The Game of Life is a cellular automaton devised by mathematician John Conway in 1970. It is a zero-player game — its evolution is determined by the initial state, with no further input needed. Despite extremely simple rules, it can produce astonishingly complex behavior.
The Rules
The universe is an infinite 2D grid of cells. Each cell is either alive or dead. Every generation, cells evolve simultaneously based on their 8 neighbors:
💀Underpopulation — A live cell with fewer than 2 neighbors dies (loneliness)
✅Survival — A live cell with 2 or 3 neighbors lives on to the next generation
💀Overpopulation — A live cell with more than 3 neighbors dies (overcrowding)
🐣Reproduction — A dead cell with exactly 3 neighbors becomes alive (birth)
Pattern Types
Still lifes — Stable patterns that don't change (e.g. Block, Beehive)
Oscillators — Patterns that cycle between states (e.g. Blinker, Pulsar)
Spaceships — Patterns that move across the grid (e.g. Glider, LWSS)
Guns — Patterns that periodically emit spaceships (e.g. Gosper Gun)

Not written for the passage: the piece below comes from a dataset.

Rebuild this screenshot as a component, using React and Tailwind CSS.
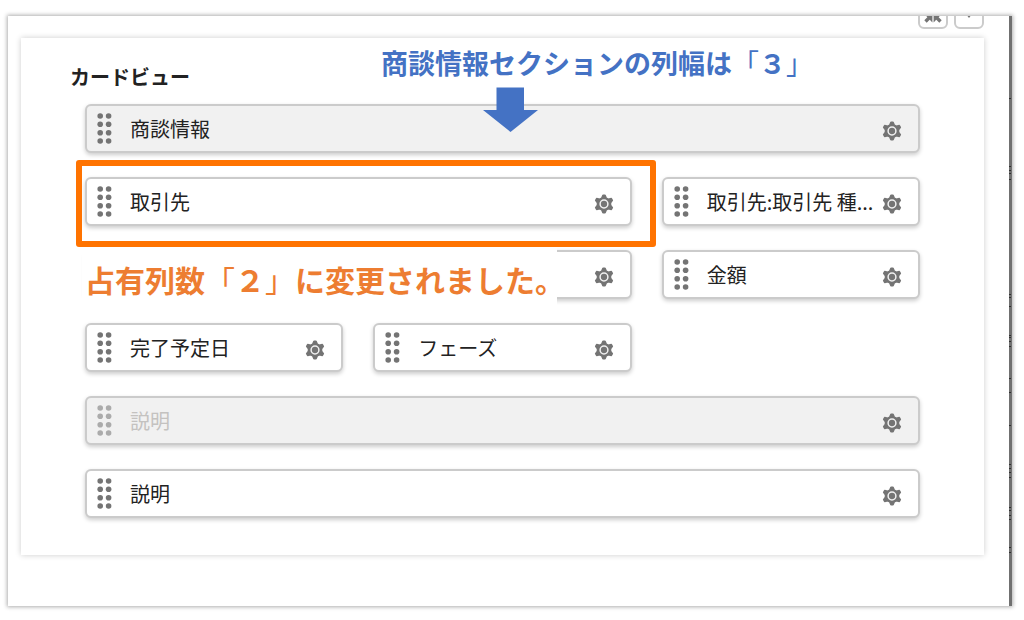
import React from "react";

const DOT_ROWS = [3, 11.3, 19.7, 28];

function DragHandle({ muted }) {
  return (
    <svg
      width="15"
      height="31"
      viewBox="0 0 15 31"
      aria-hidden="true"
      className={muted ? "shrink-0 fill-[#ababab]" : "shrink-0 fill-[#747474]"}
    >
      {DOT_ROWS.map((y) => (
        <g key={y}>
          <circle cx="3.2" cy={y} r="2.8" />
          <circle cx="11.6" cy={y} r="2.8" />
        </g>
      ))}
    </svg>
  );
}

function Gear() {
  return (
    <svg width="20" height="20" viewBox="0 0 20 20" aria-hidden="true">
      <path
        fill="#747474"
        stroke="#747474"
        strokeWidth="1.6"
        strokeLinejoin="round"
        fillRule="evenodd"
        d="M9 1.2H11L12.2 4.1L14.2 5.2L17.3 4.6L18.3 6.3L16.5 8.8V11.2L18.3 13.7L17.3 15.4L14.2 14.8L12.2 15.9L11 18.8H9L7.8 15.9L5.8 14.8L2.7 15.4L1.7 13.7L3.5 11.2V8.8L1.7 6.3L2.7 4.6L5.8 5.2L7.8 4.1Z"
      />
      <circle cx="10" cy="10" r="3.9" fill="none" stroke="#f1f1f1" strokeWidth="1.5" />
    </svg>
  );
}

function Field({ label, shaded, muted }) {
  return (
    <div
      className={
        "flex h-[49px] items-center rounded-md border-2 border-[#cbcbcb] pr-[16px] pl-[10px] shadow-[0_2px_4px_rgba(0,0,0,0.2)] " +
        (shaded ? "bg-[#f1f1f1]" : "bg-white")
      }
    >
      <DragHandle muted={muted} />
      <span
        className={
          "ml-[18px] min-w-0 flex-1 overflow-hidden text-[20px] leading-7 whitespace-nowrap " +
          (muted ? "text-[#c4c2c0]" : "text-[#222222]")
        }
      >
        {label}
      </span>
      <button type="button" aria-label="設定" className="mt-1 shrink-0">
        <Gear />
      </button>
    </div>
  );
}

function EdgeStrip() {
  const marks = [98, 166, 170, 173, 179, 294, 297, 306, 335, 337, 341, 346, 378, 392, 425, 464, 468, 472, 477, 507, 510, 515, 519, 547, 552];
  return (
    <svg className="w-[3px] shrink-0 self-stretch bg-[#707070]" aria-hidden="true">
      {marks.map((y) => (
        <rect key={y} x="0" y={y - 16} width="2" height="1" fill="#2f2f2f" />
      ))}
    </svg>
  );
}

export default function App() {
  return (
    <div className="min-h-[620px] bg-white pt-[16px] pr-[12px] pb-[14px] pl-[8px] font-['Noto_Sans_CJK_JP','Liberation_Sans',sans-serif]">
      <div className="flex shadow-[0_0_4px_1px_rgba(0,0,0,0.32)]">
        <main className="min-w-0 flex-1 pr-[25px] pb-[51px] pl-[13px]">
          <div className="mb-[9px] flex h-[13px] items-end justify-end gap-[6px] overflow-hidden">
            <button
              type="button"
              aria-label="縮小"
              className="flex h-[30px] w-[30px] shrink-0 items-center justify-center rounded-md border-2 border-[#cbcbcb]"
            >
              <svg width="18" height="18" viewBox="0 0 18 18" aria-hidden="true">
                <path
                  d="M1.5 16.5L7 11M16.5 16.5L11 11M1.5 1.5L7 7M16.5 1.5L11 7"
                  stroke="#747474"
                  strokeWidth="3.4"
                />
                <path d="M1 9.7H8.4V17.4ZM17 9.7H9.6V17.4ZM1 8.3H8.4V0.6ZM17 8.3H9.6V0.6Z" fill="#747474" />
              </svg>
            </button>
            <button
              type="button"
              aria-label="メニュー"
              className="flex h-[30px] w-[30px] shrink-0 items-center justify-center rounded-md border-2 border-[#cbcbcb]"
            >
              <svg width="12" height="8" viewBox="0 0 12 8" aria-hidden="true">
                <path d="M0 0H12L6 8Z" fill="#747474" />
              </svg>
            </button>
          </div>

          <section className="relative bg-white pt-[25px] pr-[64px] pb-[37px] pl-[64px] shadow-[0_0_6px_rgba(0,0,0,0.2)]">
            <h1 className="-ml-[15px] text-[20px] leading-[28px] font-bold text-[#222222]">カードビュー</h1>
            <div className="mt-[13px] grid grid-cols-3 gap-x-[30px] gap-y-[24px]">
              <div className="col-span-3">
                <Field label="商談情報" shaded />
              </div>
              <div className="relative col-span-2">
                <Field label="取引先" />
                <div className="pointer-events-none absolute -top-[17px] -right-[24px] -bottom-[21px] -left-[9px] rounded-[3px] border-6 border-[#ff7300]" />
              </div>
              <Field label="取引先:取引先 種..." />
              <div className="relative col-span-2">
                <Field label="" />
                <p className="absolute -top-[2px] -bottom-[6px] -left-[3px] w-[475px] bg-white pl-[3px] text-[30px] leading-[62px] font-bold whitespace-nowrap text-[#ed7d31]">
                  占有列数<span className="font-normal">「</span>２<span className="font-normal">」</span>に変更されました。
                </p>
              </div>
              <Field label="金額" />
              <Field label="完了予定日" />
              <Field label="フェーズ" />
              <div className="col-span-3">
                <Field label="説明" shaded muted />
              </div>
              <div className="col-span-3">
                <Field label="説明" />
              </div>
            </div>

            <div className="absolute top-[5px] left-[360px] text-[#4472c4]">
              <p className="text-[27px] leading-[40px] font-bold whitespace-nowrap">
                商談情報セクションの列幅は<span className="font-normal">「</span>３<span className="font-normal">」</span>
              </p>
              <svg width="56" height="45" viewBox="0 0 56 45" className="mt-[4px] ml-[102px]" aria-hidden="true">
                <path d="M13.5 0.5H41V23H55L27.5 45L0 23H13.5Z" fill="#4472c4" />
              </svg>
            </div>
          </section>
        </main>
        <EdgeStrip />
      </div>
    </div>
  );
}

Methuselahs — Small patterns that evolve for many generations before stabilizing (e.g. Acorn, R-pentomino)
Controls
Space / P — Play / Pause
N / S — Advance one step
C — Clear the grid
R — Fill randomly
Esc — Cancel pattern placement
Click or drag to draw cells — Right-click or Shift+click to erase
Why does it matter?
The Game of Life demonstrates that complex, seemingly intelligent behavior can emerge from extremely simple rules. It has been proven to be Turing complete — meaning it can, in theory, compute anything a computer can. It's a beautiful illustration of emergence: how simplicity gives rise to complexity.